## Do this
State how many lines hold the word "React", with no other words.

## Information supplied
------------

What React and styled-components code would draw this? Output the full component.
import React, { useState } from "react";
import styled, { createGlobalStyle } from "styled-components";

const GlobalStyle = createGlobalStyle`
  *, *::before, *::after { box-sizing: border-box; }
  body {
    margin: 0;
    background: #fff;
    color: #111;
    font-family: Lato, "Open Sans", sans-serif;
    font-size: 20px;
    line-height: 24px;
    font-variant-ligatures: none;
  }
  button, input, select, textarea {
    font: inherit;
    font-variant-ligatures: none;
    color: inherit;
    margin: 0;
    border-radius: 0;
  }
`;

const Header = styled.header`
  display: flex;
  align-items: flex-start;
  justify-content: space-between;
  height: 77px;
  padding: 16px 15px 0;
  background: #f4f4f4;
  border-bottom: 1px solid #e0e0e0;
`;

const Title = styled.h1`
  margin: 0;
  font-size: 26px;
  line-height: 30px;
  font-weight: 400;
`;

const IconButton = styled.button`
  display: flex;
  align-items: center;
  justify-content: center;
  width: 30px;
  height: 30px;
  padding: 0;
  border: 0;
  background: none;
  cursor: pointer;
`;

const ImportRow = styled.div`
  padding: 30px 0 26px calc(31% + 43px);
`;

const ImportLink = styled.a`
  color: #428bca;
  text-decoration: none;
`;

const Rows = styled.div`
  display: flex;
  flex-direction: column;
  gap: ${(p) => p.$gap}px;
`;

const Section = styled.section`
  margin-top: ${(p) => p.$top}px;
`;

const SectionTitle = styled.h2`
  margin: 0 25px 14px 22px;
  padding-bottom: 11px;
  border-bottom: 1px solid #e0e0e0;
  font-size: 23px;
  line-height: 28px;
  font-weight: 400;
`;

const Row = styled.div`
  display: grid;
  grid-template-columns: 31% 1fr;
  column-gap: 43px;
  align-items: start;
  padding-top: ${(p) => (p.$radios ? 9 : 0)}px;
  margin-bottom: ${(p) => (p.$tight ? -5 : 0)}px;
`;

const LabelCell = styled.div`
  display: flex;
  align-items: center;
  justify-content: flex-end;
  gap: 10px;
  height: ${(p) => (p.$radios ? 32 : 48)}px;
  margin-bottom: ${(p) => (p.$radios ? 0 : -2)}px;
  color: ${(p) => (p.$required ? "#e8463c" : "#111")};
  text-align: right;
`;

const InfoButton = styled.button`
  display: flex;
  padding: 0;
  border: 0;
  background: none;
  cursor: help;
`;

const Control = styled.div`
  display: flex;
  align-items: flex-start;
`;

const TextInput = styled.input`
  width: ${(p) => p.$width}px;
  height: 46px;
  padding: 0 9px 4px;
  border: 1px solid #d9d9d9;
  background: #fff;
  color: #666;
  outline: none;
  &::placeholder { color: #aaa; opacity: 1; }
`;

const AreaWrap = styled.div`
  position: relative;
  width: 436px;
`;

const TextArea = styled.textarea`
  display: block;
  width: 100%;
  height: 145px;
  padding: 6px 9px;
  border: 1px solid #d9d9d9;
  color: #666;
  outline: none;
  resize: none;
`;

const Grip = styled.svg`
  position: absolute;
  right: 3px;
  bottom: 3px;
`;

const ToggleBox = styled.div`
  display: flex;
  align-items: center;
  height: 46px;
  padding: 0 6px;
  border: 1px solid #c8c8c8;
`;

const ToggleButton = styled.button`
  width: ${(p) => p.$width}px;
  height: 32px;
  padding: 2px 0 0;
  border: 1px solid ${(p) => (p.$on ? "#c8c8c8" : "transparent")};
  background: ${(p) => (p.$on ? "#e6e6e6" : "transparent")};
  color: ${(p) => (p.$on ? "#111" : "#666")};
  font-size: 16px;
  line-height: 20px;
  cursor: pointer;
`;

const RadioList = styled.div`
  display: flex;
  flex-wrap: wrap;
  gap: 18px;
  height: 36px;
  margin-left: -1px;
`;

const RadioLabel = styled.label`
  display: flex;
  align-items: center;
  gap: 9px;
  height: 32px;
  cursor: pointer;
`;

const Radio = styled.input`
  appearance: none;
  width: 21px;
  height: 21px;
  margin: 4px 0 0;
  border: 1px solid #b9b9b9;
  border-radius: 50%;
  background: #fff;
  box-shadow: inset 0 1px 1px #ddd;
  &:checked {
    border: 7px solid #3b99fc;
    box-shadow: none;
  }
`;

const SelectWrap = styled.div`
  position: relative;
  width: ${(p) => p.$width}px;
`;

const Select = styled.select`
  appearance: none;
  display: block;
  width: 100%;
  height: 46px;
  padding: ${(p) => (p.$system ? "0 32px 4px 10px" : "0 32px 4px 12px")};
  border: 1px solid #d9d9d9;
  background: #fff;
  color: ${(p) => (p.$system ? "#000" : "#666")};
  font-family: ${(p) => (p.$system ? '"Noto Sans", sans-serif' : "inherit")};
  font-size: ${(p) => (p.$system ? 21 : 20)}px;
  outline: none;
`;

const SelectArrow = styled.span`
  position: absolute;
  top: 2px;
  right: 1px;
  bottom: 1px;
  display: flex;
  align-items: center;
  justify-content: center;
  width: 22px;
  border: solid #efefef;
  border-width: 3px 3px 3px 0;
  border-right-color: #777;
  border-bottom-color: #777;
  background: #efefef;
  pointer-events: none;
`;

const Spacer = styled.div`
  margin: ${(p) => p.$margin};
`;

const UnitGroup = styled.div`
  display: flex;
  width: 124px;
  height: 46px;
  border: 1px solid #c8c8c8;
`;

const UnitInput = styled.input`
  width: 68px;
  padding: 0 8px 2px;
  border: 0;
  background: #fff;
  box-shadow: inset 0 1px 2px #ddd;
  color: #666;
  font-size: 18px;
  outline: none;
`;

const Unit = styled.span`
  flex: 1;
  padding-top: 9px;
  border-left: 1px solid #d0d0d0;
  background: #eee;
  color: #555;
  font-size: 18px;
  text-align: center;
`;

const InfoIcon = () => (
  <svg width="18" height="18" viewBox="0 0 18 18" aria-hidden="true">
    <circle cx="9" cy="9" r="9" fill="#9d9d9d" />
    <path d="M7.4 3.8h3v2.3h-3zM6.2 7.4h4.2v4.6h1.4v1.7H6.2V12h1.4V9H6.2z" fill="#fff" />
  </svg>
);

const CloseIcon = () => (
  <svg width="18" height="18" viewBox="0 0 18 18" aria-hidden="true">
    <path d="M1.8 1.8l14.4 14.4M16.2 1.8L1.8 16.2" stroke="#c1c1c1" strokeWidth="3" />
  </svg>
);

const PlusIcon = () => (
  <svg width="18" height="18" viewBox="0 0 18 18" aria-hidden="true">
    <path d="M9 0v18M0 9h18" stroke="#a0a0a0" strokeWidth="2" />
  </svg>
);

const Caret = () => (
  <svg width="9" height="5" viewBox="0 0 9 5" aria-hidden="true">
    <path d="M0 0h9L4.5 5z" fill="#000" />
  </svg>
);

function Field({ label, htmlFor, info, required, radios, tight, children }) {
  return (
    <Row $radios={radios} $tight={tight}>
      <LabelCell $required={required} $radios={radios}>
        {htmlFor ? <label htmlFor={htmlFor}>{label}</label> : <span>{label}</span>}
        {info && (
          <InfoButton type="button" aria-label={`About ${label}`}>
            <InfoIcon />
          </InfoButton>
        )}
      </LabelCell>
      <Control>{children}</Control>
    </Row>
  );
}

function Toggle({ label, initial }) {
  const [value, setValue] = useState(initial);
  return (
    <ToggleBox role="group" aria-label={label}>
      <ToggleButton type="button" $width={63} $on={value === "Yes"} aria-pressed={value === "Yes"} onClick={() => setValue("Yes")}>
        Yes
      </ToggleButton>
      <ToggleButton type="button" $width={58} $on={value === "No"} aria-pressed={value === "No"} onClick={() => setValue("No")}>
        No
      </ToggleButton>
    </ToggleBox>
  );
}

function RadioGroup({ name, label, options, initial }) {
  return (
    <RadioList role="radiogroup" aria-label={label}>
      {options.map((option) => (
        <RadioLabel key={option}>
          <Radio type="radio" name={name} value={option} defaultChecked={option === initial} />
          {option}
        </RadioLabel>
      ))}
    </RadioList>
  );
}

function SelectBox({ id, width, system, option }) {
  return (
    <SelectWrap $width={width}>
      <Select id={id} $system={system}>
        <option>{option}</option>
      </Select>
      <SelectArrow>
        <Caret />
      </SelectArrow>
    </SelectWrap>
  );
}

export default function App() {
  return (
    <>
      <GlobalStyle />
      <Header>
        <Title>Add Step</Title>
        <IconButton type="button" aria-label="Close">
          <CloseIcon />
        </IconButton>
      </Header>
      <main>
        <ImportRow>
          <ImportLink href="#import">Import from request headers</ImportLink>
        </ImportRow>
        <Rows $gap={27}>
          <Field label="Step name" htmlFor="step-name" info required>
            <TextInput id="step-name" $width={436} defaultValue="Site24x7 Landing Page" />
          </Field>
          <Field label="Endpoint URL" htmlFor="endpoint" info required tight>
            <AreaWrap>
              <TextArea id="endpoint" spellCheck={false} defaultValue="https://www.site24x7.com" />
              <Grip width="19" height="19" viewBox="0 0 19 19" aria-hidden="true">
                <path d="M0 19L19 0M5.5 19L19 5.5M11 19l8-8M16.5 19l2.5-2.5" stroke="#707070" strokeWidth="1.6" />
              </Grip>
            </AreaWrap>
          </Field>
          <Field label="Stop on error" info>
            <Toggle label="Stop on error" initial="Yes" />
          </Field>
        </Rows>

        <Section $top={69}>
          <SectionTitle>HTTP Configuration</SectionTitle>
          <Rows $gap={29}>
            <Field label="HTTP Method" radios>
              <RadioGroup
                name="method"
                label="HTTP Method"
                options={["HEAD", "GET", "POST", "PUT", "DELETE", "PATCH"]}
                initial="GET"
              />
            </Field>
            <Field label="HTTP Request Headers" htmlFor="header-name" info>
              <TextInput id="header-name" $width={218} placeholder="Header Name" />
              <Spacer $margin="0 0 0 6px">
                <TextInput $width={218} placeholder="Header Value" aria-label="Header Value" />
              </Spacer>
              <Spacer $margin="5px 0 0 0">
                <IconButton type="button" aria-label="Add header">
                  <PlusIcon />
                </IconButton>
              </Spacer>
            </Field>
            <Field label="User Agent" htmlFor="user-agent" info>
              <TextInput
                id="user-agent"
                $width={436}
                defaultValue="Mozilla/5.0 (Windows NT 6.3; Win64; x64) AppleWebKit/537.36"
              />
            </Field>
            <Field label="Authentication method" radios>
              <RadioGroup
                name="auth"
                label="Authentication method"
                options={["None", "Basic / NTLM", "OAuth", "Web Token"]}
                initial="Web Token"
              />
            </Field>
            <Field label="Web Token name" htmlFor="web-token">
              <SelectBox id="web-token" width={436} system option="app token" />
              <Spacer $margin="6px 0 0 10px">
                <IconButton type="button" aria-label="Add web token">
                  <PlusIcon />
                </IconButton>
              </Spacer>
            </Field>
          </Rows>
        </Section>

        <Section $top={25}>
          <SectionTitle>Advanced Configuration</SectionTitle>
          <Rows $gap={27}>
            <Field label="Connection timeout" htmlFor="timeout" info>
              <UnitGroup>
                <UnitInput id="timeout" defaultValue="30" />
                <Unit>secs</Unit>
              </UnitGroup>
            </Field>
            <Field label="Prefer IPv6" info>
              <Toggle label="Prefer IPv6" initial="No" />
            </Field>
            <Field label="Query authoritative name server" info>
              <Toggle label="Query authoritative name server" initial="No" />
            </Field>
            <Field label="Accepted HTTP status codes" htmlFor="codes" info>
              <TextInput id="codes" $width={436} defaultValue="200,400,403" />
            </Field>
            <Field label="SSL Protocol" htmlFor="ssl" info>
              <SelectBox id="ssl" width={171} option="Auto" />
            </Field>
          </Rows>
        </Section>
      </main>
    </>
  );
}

------------

## Worked answer
2